PAHO, WHO and other organizations will be watching the program closely to see if the logistics of distribution pan out. "It needs to be verified in the field," says Andrea Vicari, a vaccination advisor at PAHO, of the vaccine program, explaining that although it has worked well in clinical trials and previous assays in Asia, on the ground in Haiti it might prove less effective because of gaps in distribution and people not taking both doses. Vicari plans to visit Haiti to assess the situation at the end of the month. Success could mean a green light for the rest of the country—and likely the world—to use these vaccines on a larger scale to provide immunity where cholera is endemic.
And PIH is eager to show results. "The most immediate data we will have will be completion-rate data: Can we get two doses to the majority of the population we're targeting," says Jonathan Weigel, a researcher at PIH. "We're not worried about whether it will be a safe or effective vaccine—we know it is. That data on completion rate will convince any skeptics about whether it can be rolled out on a wider scale in Haiti."
The lack of access to clean water and proper sanitation facilities means that "we have to consider nearly everybody at risk in Haiti for developing cholera," David Olson, Doctors Without Borders medical advisor for diarrheal diseases, said in a prepared statement.
Therein lies one of the major reasons why, as Vicari notes, there is not yet "a consensus whether the vaccine can be useful or not." Haiti's population far exceeds the current manufacturing capacity of five million doses combined of Shanchol and Dukoral.
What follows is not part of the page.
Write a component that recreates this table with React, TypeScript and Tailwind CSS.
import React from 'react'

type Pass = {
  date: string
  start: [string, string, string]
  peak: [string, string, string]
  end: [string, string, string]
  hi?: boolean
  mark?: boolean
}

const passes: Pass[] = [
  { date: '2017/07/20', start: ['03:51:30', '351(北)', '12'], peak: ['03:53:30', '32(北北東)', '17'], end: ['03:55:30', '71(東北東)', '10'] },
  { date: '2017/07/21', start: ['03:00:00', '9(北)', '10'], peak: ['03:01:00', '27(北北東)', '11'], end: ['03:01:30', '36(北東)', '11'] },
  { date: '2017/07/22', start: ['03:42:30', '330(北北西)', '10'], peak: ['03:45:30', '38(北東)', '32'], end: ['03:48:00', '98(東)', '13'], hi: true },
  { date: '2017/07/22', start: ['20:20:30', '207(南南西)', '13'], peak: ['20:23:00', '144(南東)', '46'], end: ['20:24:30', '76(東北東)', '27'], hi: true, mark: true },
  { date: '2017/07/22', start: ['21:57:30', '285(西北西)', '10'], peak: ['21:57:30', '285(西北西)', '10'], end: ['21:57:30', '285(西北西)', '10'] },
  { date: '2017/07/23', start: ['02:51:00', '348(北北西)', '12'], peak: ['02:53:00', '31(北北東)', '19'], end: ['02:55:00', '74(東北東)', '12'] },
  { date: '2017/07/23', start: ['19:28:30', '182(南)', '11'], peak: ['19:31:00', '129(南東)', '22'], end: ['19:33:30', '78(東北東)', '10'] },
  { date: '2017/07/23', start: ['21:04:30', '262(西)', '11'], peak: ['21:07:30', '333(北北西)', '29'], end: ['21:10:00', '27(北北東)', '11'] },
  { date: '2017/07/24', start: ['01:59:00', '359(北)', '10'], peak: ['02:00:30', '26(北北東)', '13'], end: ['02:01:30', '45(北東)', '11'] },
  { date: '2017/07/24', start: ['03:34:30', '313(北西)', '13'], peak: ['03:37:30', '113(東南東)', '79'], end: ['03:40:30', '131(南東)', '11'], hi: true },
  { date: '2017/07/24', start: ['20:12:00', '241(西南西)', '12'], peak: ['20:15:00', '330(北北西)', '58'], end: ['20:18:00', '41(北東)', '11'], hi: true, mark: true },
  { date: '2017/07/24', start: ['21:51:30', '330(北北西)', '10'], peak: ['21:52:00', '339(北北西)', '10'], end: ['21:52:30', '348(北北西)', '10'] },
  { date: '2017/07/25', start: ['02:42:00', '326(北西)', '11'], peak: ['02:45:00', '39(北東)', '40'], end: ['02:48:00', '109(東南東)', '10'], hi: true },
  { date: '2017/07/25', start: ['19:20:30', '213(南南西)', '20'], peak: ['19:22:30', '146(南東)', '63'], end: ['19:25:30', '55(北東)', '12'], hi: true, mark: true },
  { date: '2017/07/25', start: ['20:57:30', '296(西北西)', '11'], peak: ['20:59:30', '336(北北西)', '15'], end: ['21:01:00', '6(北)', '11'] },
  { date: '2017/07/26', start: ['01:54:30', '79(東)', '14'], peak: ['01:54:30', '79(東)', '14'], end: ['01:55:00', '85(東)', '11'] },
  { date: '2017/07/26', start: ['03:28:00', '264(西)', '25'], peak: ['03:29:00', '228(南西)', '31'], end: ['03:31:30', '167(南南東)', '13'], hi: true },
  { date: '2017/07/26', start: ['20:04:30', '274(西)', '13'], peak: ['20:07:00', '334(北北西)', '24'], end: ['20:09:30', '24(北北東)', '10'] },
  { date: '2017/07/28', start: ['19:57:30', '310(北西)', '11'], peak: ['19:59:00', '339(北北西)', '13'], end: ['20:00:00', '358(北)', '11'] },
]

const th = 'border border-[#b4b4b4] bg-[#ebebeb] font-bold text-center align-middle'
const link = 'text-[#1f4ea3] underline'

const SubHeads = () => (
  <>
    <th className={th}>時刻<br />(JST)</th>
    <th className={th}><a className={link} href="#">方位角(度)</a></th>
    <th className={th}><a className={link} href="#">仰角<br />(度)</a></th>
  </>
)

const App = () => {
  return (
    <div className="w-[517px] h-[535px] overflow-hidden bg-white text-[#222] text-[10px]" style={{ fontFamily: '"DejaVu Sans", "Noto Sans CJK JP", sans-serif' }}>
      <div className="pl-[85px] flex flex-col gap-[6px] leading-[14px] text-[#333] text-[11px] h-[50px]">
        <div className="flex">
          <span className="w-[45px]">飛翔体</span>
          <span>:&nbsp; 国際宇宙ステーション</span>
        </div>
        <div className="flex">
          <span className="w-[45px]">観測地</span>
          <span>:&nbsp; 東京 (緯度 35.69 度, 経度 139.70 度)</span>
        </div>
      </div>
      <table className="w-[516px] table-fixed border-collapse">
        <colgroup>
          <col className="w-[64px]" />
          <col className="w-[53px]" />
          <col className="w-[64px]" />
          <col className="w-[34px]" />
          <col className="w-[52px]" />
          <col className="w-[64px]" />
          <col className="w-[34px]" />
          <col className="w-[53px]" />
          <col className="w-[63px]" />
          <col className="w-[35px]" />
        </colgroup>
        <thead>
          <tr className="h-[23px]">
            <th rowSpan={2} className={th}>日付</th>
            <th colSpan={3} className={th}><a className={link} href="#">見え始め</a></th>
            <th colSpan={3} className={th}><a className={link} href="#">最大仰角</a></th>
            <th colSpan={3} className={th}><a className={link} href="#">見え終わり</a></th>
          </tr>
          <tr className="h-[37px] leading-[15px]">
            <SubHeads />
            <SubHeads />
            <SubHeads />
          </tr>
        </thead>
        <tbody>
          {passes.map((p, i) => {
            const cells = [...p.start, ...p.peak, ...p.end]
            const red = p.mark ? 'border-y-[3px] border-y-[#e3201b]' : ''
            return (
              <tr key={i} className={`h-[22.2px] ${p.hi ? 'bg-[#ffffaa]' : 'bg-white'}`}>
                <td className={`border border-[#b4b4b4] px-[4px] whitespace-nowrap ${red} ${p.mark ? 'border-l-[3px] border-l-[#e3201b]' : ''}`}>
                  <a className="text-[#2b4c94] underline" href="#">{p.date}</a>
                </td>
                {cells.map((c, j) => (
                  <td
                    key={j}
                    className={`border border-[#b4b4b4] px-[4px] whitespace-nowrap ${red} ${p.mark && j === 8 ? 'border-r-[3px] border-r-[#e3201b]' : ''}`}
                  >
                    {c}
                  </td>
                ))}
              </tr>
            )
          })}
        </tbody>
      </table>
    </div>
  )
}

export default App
To vaccinate the entire country with the required two doses per person, it would either take a five-year effort (with immunity waning in each person after two years) or there would need to be a massive scale-up effort in production. "Regardless of financial issues, that is going to be a little bit of a bottleneck," Vicari says.
As Olson pointed out, a strategic use of the limited quantities of vaccine could be workable: vaccines could first be sent to remote regions, where deliveries of soap, clean water and training are more difficult. "It won't be easy to vaccinate in rural areas with poor access, but it would be even harder to intervene should an outbreak occur," Olson said. But not everyone agrees on an appropriate use of the limited supply. Early on in the epidemic, the then-Haitian health minister even expressed concern that having a limited number of doses could cause unrest.
PIH has eliminated that issue from their program by servicing two areas that each has about 50,000 residents, "so we can vaccinate almost everyone in those areas," Weigel explains, who also notes that unvaccinated individuals in these communities would benefit from herd immunity.
Farmer predicts that if the government decides to support the vaccine's more widespread distribution, supply will follow and thereby render the current debate irrelevant. "There are hundreds of thousands of cases just in Haiti—and millions around the world, so if demand were in any way related to burden of disease," there should be adequate supply, he says.
Excising the endemic
Even if the vaccine demonstration proves successful in Bocozel and Cité de Dieu, the cholera scourge is not going to be rid from Haiti with immunization alone. As Weigel is quick to point out, "it would be foolhardy" to try to eradicate cholera from the area using only a vaccine.